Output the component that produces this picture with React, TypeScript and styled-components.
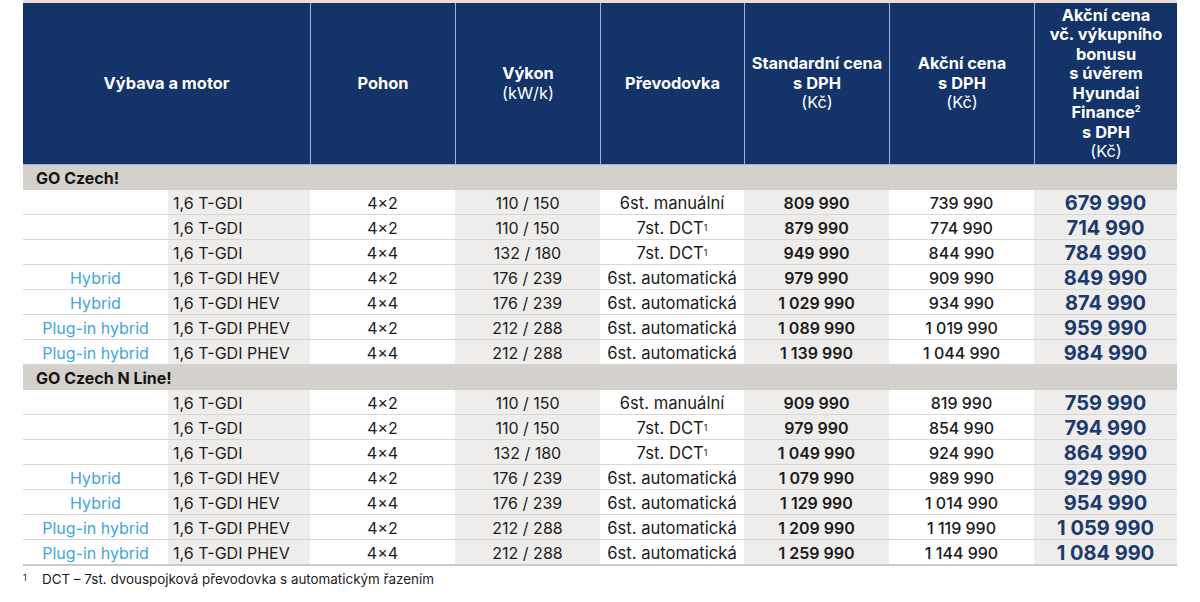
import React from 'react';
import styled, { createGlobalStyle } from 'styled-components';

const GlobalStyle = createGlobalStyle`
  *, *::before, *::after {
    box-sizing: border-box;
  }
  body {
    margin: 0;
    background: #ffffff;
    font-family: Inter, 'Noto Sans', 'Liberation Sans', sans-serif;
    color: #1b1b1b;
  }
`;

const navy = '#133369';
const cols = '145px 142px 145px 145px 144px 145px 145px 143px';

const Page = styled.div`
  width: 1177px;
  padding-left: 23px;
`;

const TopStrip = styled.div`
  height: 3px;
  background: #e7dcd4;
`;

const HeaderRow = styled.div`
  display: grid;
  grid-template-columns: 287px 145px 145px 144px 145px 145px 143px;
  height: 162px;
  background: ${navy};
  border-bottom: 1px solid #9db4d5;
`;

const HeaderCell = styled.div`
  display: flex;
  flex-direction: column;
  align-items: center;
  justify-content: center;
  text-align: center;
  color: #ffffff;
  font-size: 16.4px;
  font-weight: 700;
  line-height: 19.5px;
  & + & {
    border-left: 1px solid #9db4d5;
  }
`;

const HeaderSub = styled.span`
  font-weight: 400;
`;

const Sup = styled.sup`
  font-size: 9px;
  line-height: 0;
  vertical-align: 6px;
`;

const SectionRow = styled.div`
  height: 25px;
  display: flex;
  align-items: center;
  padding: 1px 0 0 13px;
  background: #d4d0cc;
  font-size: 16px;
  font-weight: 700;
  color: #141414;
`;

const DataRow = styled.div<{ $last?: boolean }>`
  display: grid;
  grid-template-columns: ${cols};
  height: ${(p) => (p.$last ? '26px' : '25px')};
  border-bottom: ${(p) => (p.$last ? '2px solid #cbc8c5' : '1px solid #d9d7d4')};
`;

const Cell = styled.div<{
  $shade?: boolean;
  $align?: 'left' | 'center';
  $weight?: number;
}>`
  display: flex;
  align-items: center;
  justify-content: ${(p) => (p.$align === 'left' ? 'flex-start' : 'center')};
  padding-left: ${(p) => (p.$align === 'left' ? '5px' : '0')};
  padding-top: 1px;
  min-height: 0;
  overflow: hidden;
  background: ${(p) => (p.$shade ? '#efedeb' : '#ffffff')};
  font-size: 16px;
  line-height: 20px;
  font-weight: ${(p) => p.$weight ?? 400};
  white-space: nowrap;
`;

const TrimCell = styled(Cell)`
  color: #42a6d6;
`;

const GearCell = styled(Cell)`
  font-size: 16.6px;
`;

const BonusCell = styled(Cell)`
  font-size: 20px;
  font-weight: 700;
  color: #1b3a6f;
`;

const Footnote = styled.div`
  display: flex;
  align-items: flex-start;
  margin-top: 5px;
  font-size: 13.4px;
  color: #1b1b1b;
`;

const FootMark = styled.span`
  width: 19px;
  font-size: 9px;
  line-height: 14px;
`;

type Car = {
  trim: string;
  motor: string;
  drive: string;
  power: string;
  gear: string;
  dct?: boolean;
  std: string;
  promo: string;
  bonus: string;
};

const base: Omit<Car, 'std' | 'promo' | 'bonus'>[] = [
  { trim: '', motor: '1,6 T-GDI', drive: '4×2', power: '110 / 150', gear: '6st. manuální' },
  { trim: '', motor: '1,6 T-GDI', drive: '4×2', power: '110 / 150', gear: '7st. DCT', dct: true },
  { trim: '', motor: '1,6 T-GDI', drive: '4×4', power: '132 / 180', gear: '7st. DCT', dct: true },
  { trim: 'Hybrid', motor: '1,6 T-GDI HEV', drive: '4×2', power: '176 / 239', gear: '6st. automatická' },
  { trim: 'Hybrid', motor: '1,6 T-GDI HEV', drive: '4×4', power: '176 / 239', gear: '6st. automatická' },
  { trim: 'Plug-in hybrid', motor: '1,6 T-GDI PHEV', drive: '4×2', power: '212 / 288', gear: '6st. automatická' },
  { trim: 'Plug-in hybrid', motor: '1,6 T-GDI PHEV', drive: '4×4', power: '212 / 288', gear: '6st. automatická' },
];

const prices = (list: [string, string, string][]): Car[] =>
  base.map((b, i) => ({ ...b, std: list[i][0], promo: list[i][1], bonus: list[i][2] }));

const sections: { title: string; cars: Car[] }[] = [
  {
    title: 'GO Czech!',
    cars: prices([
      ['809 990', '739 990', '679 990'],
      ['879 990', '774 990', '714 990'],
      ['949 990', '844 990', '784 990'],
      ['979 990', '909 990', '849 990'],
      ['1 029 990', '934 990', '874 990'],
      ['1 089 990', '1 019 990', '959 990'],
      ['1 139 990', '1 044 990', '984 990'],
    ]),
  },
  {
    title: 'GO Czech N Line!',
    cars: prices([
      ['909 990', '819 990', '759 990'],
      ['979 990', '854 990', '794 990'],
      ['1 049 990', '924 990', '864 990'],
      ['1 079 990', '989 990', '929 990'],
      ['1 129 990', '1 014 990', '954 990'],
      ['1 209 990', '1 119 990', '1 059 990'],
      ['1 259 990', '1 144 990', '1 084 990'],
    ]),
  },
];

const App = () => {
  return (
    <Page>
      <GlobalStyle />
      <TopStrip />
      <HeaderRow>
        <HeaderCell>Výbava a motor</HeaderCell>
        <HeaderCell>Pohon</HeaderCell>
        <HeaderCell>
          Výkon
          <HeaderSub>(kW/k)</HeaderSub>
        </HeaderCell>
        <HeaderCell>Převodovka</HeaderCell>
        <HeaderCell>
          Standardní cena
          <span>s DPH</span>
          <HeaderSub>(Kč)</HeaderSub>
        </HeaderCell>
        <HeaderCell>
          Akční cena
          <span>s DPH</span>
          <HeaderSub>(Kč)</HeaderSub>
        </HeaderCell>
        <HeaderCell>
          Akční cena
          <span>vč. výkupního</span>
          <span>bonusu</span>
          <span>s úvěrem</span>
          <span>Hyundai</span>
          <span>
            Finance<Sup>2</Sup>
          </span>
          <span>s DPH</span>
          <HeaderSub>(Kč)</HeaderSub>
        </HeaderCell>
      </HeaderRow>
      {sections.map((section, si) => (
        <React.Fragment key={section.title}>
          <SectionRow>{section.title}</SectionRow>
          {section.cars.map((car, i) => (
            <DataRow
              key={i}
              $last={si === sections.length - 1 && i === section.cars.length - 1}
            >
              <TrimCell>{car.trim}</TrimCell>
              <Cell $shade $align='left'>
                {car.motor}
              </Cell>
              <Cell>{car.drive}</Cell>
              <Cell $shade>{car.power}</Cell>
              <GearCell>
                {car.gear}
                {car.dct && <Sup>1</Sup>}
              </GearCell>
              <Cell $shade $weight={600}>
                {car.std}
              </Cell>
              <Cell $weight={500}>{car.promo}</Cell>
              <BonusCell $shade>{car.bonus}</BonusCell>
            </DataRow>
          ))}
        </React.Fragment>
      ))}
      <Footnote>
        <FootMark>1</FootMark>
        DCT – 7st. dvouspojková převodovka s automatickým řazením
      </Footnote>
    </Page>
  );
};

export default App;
===============
**Job**: Copy each line in full and exactly, omitting any picture.

**The answer**:
Output the component that produces this picture with React, TypeScript and styled-components.
import React from 'react';
import styled, { createGlobalStyle } from 'styled-components';

const GlobalStyle = createGlobalStyle`
  *, *::before, *::after {
    box-sizing: border-box;
  }
  body {
    margin: 0;
    background: #ffffff;
    font-family: Inter, 'Noto Sans', 'Liberation Sans', sans-serif;
    color: #1b1b1b;
  }
`;

const navy = '#133369';
const cols = '145px 142px 145px 145px 144px 145px 145px 143px';

const Page = styled.div`
  width: 1177px;
  padding-left: 23px;
`;

const TopStrip = styled.div`
  height: 3px;
  background: #e7dcd4;
`;

const HeaderRow = styled.div`
  display: grid;
  grid-template-columns: 287px 145px 145px 144px 145px 145px 143px;
  height: 162px;
  background: ${navy};
  border-bottom: 1px solid #9db4d5;
`;

const HeaderCell = styled.div`
  display: flex;
  flex-direction: column;
  align-items: center;
  justify-content: center;
  text-align: center;
  color: #ffffff;
  font-size: 16.4px;
  font-weight: 700;
  line-height: 19.5px;
  & + & {
    border-left: 1px solid #9db4d5;
  }
`;

const HeaderSub = styled.span`
  font-weight: 400;
`;

const Sup = styled.sup`
  font-size: 9px;
  line-height: 0;
  vertical-align: 6px;
`;

const SectionRow = styled.div`
  height: 25px;
  display: flex;
  align-items: center;
  padding: 1px 0 0 13px;
  background: #d4d0cc;
  font-size: 16px;
  font-weight: 700;
  color: #141414;
`;

const DataRow = styled.div<{ $last?: boolean }>`
  display: grid;
  grid-template-columns: ${cols};
  height: ${(p) => (p.$last ? '26px' : '25px')};
  border-bottom: ${(p) => (p.$last ? '2px solid #cbc8c5' : '1px solid #d9d7d4')};
`;

const Cell = styled.div<{
  $shade?: boolean;
  $align?: 'left' | 'center';
  $weight?: number;
}>`
  display: flex;
  align-items: center;
  justify-content: ${(p) => (p.$align === 'left' ? 'flex-start' : 'center')};
  padding-left: ${(p) => (p.$align === 'left' ? '5px' : '0')};
  padding-top: 1px;
  min-height: 0;
  overflow: hidden;
  background: ${(p) => (p.$shade ? '#efedeb' : '#ffffff')};
  font-size: 16px;
  line-height: 20px;
  font-weight: ${(p) => p.$weight ?? 400};
  white-space: nowrap;
`;

const TrimCell = styled(Cell)`
  color: #42a6d6;
`;

const GearCell = styled(Cell)`
  font-size: 16.6px;
`;

const BonusCell = styled(Cell)`
  font-size: 20px;
  font-weight: 700;
  color: #1b3a6f;
`;

const Footnote = styled.div`
  display: flex;
  align-items: flex-start;
  margin-top: 5px;
  font-size: 13.4px;
  color: #1b1b1b;
`;

const FootMark = styled.span`
  width: 19px;
  font-size: 9px;
  line-height: 14px;
`;

type Car = {
  trim: string;
  motor: string;
  drive: string;
  power: string;
  gear: string;
  dct?: boolean;
  std: string;
  promo: string;
  bonus: string;
};

const base: Omit<Car, 'std' | 'promo' | 'bonus'>[] = [
  { trim: '', motor: '1,6 T-GDI', drive: '4×2', power: '110 / 150', gear: '6st. manuální' },
  { trim: '', motor: '1,6 T-GDI', drive: '4×2', power: '110 / 150', gear: '7st. DCT', dct: true },
  { trim: '', motor: '1,6 T-GDI', drive: '4×4', power: '132 / 180', gear: '7st. DCT', dct: true },
  { trim: 'Hybrid', motor: '1,6 T-GDI HEV', drive: '4×2', power: '176 / 239', gear: '6st. automatická' },
  { trim: 'Hybrid', motor: '1,6 T-GDI HEV', drive: '4×4', power: '176 / 239', gear: '6st. automatická' },
  { trim: 'Plug-in hybrid', motor: '1,6 T-GDI PHEV', drive: '4×2', power: '212 / 288', gear: '6st. automatická' },
  { trim: 'Plug-in hybrid', motor: '1,6 T-GDI PHEV', drive: '4×4', power: '212 / 288', gear: '6st. automatická' },
];

const prices = (list: [string, string, string][]): Car[] =>
  base.map((b, i) => ({ ...b, std: list[i][0], promo: list[i][1], bonus: list[i][2] }));

const sections: { title: string; cars: Car[] }[] = [
  {
    title: 'GO Czech!',
    cars: prices([
      ['809 990', '739 990', '679 990'],
      ['879 990', '774 990', '714 990'],
      ['949 990', '844 990', '784 990'],
      ['979 990', '909 990', '849 990'],
      ['1 029 990', '934 990', '874 990'],
      ['1 089 990', '1 019 990', '959 990'],
      ['1 139 990', '1 044 990', '984 990'],
    ]),
  },
  {
    title: 'GO Czech N Line!',
    cars: prices([
      ['909 990', '819 990', '759 990'],
      ['979 990', '854 990', '794 990'],
      ['1 049 990', '924 990', '864 990'],
      ['1 079 990', '989 990', '929 990'],
      ['1 129 990', '1 014 990', '954 990'],
      ['1 209 990', '1 119 990', '1 059 990'],
      ['1 259 990', '1 144 990', '1 084 990'],
    ]),
  },
];

const App = () => {
  return (
    <Page>
      <GlobalStyle />
      <TopStrip />
      <HeaderRow>
        <HeaderCell>Výbava a motor</HeaderCell>
        <HeaderCell>Pohon</HeaderCell>
        <HeaderCell>
          Výkon
          <HeaderSub>(kW/k)</HeaderSub>
        </HeaderCell>
        <HeaderCell>Převodovka</HeaderCell>
        <HeaderCell>
          Standardní cena
          <span>s DPH</span>
          <HeaderSub>(Kč)</HeaderSub>
        </HeaderCell>
        <HeaderCell>
          Akční cena
          <span>s DPH</span>
          <HeaderSub>(Kč)</HeaderSub>
        </HeaderCell>
        <HeaderCell>
          Akční cena
          <span>vč. výkupního</span>
          <span>bonusu</span>
          <span>s úvěrem</span>
          <span>Hyundai</span>
          <span>
            Finance<Sup>2</Sup>
          </span>
          <span>s DPH</span>
          <HeaderSub>(Kč)</HeaderSub>
        </HeaderCell>
      </HeaderRow>
      {sections.map((section, si) => (
        <React.Fragment key={section.title}>
          <SectionRow>{section.title}</SectionRow>
          {section.cars.map((car, i) => (
            <DataRow
              key={i}
              $last={si === sections.length - 1 && i === section.cars.length - 1}
            >
              <TrimCell>{car.trim}</TrimCell>
              <Cell $shade $align='left'>
                {car.motor}
              </Cell>
              <Cell>{car.drive}</Cell>
              <Cell $shade>{car.power}</Cell>
              <GearCell>
                {car.gear}
                {car.dct && <Sup>1</Sup>}
              </GearCell>
              <Cell $shade $weight={600}>
                {car.std}
              </Cell>
              <Cell $weight={500}>{car.promo}</Cell>
              <BonusCell $shade>{car.bonus}</BonusCell>
            </DataRow>
          ))}
        </React.Fragment>
      ))}
      <Footnote>
        <FootMark>1</FootMark>
        DCT – 7st. dvouspojková převodovka s automatickým řazením
      </Footnote>
    </Page>
  );
};

export default App;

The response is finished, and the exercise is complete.